• EXERCISE
Check every line below for the word "components" and copy the ones that have it.
####
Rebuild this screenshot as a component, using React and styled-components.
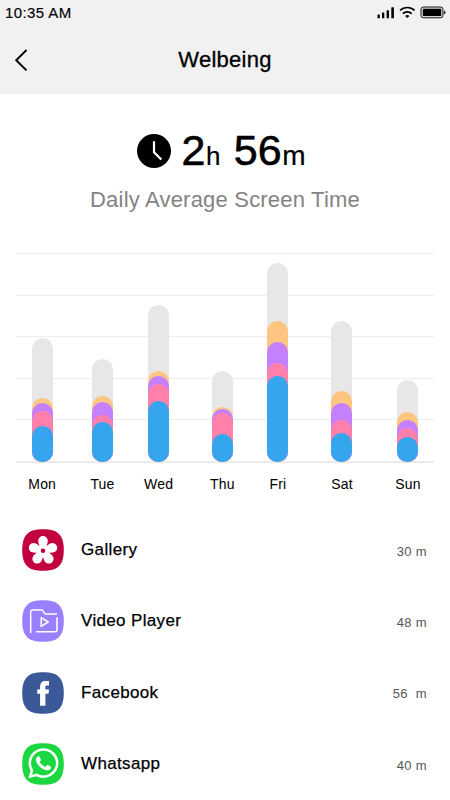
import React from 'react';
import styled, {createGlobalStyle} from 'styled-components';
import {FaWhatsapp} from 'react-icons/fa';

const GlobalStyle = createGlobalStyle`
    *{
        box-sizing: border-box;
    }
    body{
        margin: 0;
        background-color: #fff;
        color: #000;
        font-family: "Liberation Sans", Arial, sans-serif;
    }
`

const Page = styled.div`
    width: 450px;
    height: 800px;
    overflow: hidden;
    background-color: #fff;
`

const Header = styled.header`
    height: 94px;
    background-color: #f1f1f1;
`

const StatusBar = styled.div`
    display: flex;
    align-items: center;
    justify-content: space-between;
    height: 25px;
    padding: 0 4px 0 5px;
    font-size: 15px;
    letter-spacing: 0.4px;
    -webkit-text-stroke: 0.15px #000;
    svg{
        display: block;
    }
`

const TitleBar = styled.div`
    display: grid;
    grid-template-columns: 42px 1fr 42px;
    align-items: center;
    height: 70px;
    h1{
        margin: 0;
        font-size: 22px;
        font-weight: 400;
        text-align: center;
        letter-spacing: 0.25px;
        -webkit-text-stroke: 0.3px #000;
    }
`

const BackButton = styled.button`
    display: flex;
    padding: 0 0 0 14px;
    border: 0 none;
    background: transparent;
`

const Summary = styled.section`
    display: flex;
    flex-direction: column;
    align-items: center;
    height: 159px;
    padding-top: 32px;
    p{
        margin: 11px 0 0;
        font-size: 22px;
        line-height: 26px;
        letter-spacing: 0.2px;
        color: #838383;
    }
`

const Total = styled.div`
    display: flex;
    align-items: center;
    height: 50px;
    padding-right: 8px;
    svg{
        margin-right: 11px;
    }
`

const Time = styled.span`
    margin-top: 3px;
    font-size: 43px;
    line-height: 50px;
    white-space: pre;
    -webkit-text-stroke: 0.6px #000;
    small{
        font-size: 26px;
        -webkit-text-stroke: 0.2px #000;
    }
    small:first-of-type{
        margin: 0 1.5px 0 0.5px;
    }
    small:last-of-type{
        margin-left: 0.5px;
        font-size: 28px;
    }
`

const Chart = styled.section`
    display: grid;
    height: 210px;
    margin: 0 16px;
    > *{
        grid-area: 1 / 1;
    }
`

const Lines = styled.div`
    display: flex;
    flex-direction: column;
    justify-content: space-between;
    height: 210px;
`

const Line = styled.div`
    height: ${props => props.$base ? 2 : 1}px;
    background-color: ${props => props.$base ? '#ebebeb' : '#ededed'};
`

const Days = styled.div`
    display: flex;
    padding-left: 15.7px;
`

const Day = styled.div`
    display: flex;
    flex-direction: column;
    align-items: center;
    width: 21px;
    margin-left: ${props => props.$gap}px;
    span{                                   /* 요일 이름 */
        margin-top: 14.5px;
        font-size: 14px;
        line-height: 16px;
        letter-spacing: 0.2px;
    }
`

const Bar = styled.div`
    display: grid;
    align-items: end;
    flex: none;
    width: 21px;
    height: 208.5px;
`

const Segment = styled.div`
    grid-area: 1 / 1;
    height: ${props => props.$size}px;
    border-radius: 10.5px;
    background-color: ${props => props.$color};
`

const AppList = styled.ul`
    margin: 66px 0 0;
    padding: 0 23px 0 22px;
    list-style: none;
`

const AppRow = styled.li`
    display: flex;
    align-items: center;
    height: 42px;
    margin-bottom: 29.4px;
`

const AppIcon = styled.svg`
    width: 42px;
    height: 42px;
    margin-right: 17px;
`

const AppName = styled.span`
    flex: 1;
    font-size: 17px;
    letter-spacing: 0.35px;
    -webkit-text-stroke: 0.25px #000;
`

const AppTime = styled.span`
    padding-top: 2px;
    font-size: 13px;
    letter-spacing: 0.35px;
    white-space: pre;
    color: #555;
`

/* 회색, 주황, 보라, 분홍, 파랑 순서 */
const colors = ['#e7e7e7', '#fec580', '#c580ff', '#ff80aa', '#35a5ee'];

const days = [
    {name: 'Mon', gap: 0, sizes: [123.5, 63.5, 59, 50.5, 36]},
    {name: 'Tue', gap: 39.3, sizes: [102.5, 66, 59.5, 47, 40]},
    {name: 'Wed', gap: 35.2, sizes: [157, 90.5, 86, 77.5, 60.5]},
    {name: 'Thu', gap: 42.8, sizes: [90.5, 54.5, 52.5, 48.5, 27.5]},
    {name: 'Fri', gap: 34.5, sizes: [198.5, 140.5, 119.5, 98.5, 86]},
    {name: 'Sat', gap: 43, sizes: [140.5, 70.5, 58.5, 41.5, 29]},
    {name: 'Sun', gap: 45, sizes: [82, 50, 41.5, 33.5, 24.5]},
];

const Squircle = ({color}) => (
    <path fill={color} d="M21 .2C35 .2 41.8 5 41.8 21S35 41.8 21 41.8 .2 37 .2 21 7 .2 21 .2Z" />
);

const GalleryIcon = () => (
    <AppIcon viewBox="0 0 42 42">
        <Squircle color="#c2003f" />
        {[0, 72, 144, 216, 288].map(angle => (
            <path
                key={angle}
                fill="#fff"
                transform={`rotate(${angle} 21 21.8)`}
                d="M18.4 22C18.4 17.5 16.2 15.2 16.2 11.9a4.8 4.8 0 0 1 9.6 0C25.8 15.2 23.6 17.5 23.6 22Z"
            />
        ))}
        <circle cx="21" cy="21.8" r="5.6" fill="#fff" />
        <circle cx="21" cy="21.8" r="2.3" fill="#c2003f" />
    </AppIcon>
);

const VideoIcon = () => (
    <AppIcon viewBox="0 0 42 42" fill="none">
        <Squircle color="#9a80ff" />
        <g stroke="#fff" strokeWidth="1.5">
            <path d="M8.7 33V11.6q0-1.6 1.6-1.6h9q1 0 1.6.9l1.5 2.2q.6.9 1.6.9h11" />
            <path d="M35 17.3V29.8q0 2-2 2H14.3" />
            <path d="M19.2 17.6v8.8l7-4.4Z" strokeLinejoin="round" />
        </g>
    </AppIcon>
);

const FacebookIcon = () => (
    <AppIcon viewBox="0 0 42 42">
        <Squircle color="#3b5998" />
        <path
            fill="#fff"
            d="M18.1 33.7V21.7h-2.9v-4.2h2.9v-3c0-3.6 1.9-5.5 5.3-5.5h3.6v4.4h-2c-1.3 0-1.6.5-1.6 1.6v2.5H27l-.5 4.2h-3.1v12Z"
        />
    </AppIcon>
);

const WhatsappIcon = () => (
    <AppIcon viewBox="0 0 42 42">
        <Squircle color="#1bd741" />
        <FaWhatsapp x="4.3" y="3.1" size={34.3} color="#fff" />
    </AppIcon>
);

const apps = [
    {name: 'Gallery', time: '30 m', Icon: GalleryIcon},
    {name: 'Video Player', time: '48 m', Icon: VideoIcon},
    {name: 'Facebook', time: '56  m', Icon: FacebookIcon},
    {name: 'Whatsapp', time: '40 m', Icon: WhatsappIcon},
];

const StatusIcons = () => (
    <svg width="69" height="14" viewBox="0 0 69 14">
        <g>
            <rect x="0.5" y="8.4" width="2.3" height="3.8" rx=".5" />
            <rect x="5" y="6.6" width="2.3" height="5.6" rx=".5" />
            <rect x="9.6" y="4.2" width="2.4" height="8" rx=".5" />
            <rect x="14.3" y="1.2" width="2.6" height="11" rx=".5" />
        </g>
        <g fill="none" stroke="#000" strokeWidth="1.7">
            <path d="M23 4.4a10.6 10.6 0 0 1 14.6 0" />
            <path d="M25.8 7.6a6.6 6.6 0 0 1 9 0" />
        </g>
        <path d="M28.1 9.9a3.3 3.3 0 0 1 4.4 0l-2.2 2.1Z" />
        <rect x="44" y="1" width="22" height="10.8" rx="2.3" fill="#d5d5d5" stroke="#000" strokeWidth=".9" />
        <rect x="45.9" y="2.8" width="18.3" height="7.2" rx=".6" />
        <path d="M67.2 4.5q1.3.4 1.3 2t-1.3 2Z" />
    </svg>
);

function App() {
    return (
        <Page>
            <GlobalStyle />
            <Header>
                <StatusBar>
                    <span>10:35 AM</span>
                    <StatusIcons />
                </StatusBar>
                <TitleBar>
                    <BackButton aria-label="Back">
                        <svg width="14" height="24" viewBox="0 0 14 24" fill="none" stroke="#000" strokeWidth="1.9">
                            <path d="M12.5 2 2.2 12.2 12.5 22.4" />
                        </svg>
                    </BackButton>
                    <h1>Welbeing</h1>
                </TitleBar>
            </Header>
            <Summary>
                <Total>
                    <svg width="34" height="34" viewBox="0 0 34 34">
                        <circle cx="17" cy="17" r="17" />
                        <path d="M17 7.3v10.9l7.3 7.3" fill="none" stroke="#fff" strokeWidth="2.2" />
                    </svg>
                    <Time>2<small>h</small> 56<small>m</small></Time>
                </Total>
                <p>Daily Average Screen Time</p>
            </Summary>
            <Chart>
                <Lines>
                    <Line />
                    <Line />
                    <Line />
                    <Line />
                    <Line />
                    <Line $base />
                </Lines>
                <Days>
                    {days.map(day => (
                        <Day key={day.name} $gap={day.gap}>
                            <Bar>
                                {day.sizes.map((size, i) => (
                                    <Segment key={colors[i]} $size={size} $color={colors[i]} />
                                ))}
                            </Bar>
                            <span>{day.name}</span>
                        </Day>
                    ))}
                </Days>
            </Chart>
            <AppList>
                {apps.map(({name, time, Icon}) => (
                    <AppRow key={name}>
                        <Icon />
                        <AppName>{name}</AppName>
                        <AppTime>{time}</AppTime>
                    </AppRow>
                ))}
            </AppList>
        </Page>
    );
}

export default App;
####
• SOLVED EXERCISE
Rebuild this screenshot as a component, using React and styled-components.
import styled, {createGlobalStyle} from 'styled-components';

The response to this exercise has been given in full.